Radio Dortmund 91.2, Dortmund
Klaus Lenser:
„An artist who shows what he´s able to do, who doesn’t let himself be produced too nice and who plays wonderful guitars.”

Radio Rheinwelle, Wiesbaden
Martin Bewernick:
„We´re absolutely enthusiastic about the album and played one track every day on our midday show!”

RBB Radio Eins, Berlin
Anja Caspary:
“Wow, that was the surprise of the week! Very interesting artist.
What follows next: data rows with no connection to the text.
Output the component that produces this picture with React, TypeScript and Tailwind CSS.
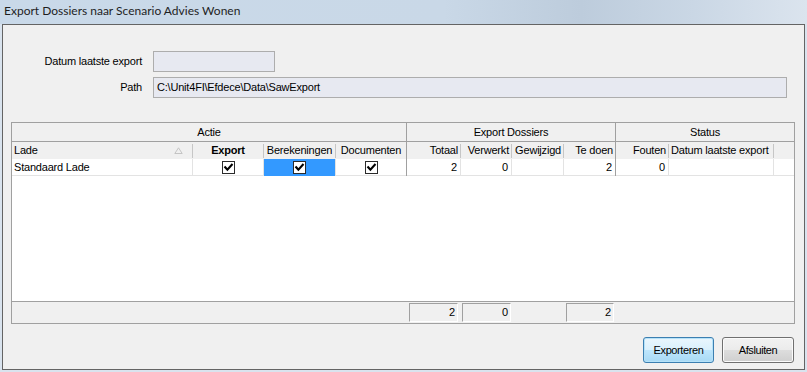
import React from 'react';

const FONT = "font-['Liberation_Sans',Arial,sans-serif]";

// column widths, each including its right border pixel
const COLS = 'grid-cols-[181px_71px_72px_71px_54px_51px_52px_52px_53px_105px_20px]';

type Col = { label: string; align: 'left' | 'center' | 'right'; bold?: boolean };

const columns: Col[] = [
  { label: 'Lade', align: 'left' },
  { label: 'Export', align: 'center', bold: true },
  { label: 'Berekeningen', align: 'center' },
  { label: 'Documenten', align: 'center' },
  { label: 'Totaal', align: 'right' },
  { label: 'Verwerkt', align: 'right' },
  { label: 'Gewijzigd', align: 'right' },
  { label: 'Te doen', align: 'right' },
  { label: 'Fouten', align: 'right' },
  { label: 'Datum laatste export', align: 'left' },
  { label: '', align: 'left' },
];

const Check = () => (
  <svg width="13" height="13" viewBox="0 0 13 13">
    <rect x="0.5" y="0.5" width="12" height="12" fill="#fff" stroke="#2b2b2b" />
    <polyline points="3.2,6.2 5.4,8.6 9.8,3.8" fill="none" stroke="#000" strokeWidth="2.1" strokeLinecap="square" />
  </svg>
);

const SortArrow = () => (
  <svg width="9" height="7" viewBox="0 0 9 7" className="mr-[9px]">
    <path d="M4.5 0.8 L8.2 6.5 L0.8 6.5 Z" fill="none" stroke="#c4c4c4" />
  </svg>
);

const HeaderCell = ({ col, i }: { col: Col; i: number }) => {
  const groupEnd = i === 3 || i === 7;
  return (
    <div className={`flex items-center h-[17px] ${groupEnd ? 'border-r border-[#a0a0a0]' : ''}`}>
      <div
        className={`flex-1 flex items-center whitespace-nowrap overflow-hidden ${
          col.align === 'right' ? 'justify-end pr-[2px]' : col.align === 'center' ? 'justify-center' : 'pl-[2px]'
        } ${col.bold ? 'font-bold' : ''}`}
      >
        <span className={i === 0 ? 'flex-1' : ''}>{col.label}</span>
        {i === 0 && <SortArrow />}
      </div>
      {!groupEnd && i < 10 && <div className="w-px h-[14px] bg-[#c6c6c6]" />}
    </div>
  );
};

const Num = ({ v }: { v: string }) => <div className="h-full flex items-center justify-end pr-[3px]">{v}</div>;

const FooterBox = ({ v, cls }: { v: string; cls: string }) => (
  <div className={`h-[19px] mt-[1px] flex items-center justify-end pr-[2px] border-t border-l border-[#a0a0a0] border-b border-r border-b-white border-r-white ${cls}`}>
    {v}
  </div>
);

export default function App() {
  return (
    <div className={`w-[807px] h-[372px] bg-[#d9e3ee] flex flex-col text-[11px] tracking-[-0.2px] text-black ${FONT}`}>
      {/* title bar */}
      <div className="h-[24px] shrink-0 flex items-center pl-[4px] bg-[linear-gradient(90deg,#c9d9e9_0%,#c9d8e7_55%,#bdccdc_72%,#cad7e5_86%,#dbe4ee_100%)]">
        <span className="font-['Lato','Noto_Sans',sans-serif] text-[12px] tracking-normal text-[#1e1e1e] -mt-[3px]">
          Export Dossiers naar Scenario Advies Wonen
        </span>
      </div>

      {/* dialog body */}
      <div className="ml-[2px] w-[803px] h-[346px] bg-[#f0f0f0] border border-[#646464] flex flex-col">
        {/* form */}
        <div className="mt-[26px] flex flex-col gap-[5px]">
          <div className="flex items-center">
            <div className="w-[139px] text-right">Datum laatste export</div>
            <div className="ml-[11px] w-[122px] h-[21px] bg-[#e7e9f1] border border-[#adadad]" />
          </div>
          <div className="flex items-center">
            <div className="w-[139px] text-right">Path</div>
            <div className="ml-[11px] w-[634px] h-[21px] bg-[#e7e9f1] border border-[#adadad] flex items-center pl-[3px]">
              C:\Unit4FI\Efdece\Data\SawExport
            </div>
          </div>
        </div>

        {/* grid */}
        <div className="mt-[24px] ml-[8px] w-[784px] h-[202px] border border-[#a0a0a0] flex flex-col bg-white">
          {/* group headers */}
          <div className="grid grid-cols-[395px_209px_178px] h-[19px] bg-[#f0f0f0] border-b border-[#a0a0a0]">
            <div className="flex items-center justify-center border-r border-[#a0a0a0]">Actie</div>
            <div className="flex items-center justify-center border-r border-[#a0a0a0]">Export Dossiers</div>
            <div className="flex items-center justify-center">Status</div>
          </div>
          {/* column headers */}
          <div className={`grid ${COLS} bg-[#f0f0f0]`}>
            {columns.map((c, i) => (
              <HeaderCell key={i} col={c} i={i} />
            ))}
          </div>
          {/* data row */}
          <div className={`grid ${COLS} h-[17px] border-b border-[#e3e3e3]`}>
            <div className="flex items-center pl-[2px] border-r border-[#e3e3e3]">Standaard Lade</div>
            <div className="flex items-center justify-center border-r border-[#e3e3e3]"><Check /></div>
            <div className="flex items-center justify-center bg-[#3399ff] border-r border-[#e3e3e3]"><Check /></div>
            <div className="flex items-center justify-center border-r border-[#a0a0a0]"><Check /></div>
            <div className="border-r border-[#e3e3e3]"><Num v="2" /></div>
            <div className="border-r border-[#e3e3e3]"><Num v="0" /></div>
            <div className="border-r border-[#e3e3e3]" />
            <div className="border-r border-[#a0a0a0]"><Num v="2" /></div>
            <div className="border-r border-[#e3e3e3]"><Num v="0" /></div>
            <div className="border-r border-[#e3e3e3]" />
            <div />
          </div>
          <div className="flex-1" />
          {/* footer */}
          <div className={`grid ${COLS} h-[22px] bg-[#f0f0f0] border-t border-[#a0a0a0]`}>
            <div /><div /><div /><div />
            <FooterBox v="2" cls="ml-[2px] mr-[3px]" />
            <FooterBox v="0" cls="ml-[1px] mr-[1px]" />
            <div />
            <FooterBox v="2" cls="ml-[2px] mr-[2px]" />
            <div /><div /><div />
          </div>
        </div>

        {/* buttons */}
        <div className="mt-[13px] flex justify-end gap-[8px] pr-[10px]">
          <button className="w-[71px] h-[26px] rounded-[3px] border border-[#3c7fb1] bg-[linear-gradient(180deg,#eaf6fd_0%,#d9f0fc_50%,#bee6fd_51%,#a7d9f5_100%)] shadow-[inset_0_0_0_1px_#b6e2f8] tracking-[-0.4px]">
            Exporteren
          </button>
          <button className="w-[72px] h-[26px] rounded-[3px] border border-[#707070] bg-[linear-gradient(180deg,#f2f2f2_0%,#ebebeb_50%,#dddddd_51%,#cfcfcf_100%)] shadow-[inset_0_0_0_1px_#fbfbfb] tracking-[-0.4px]">
            Afsluiten
          </button>
        </div>
      </div>
    </div>
  );
}
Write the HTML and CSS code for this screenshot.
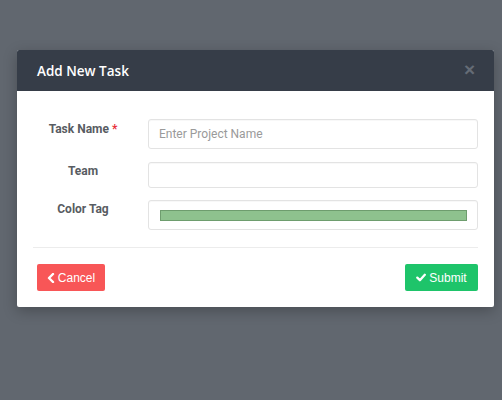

I played Paint The White House Black as the opener for my show – Radio Affair – on 13th June, more plays to come soon.”

University Radio, Berlin
Kaspar Welten:
“Surprising and wonderful album, the organ parts are dirty and brilliant!”

University Radio, Jena
“Unbelievable album with lots and lots of styles on it. We took the title track for our rotation-list.”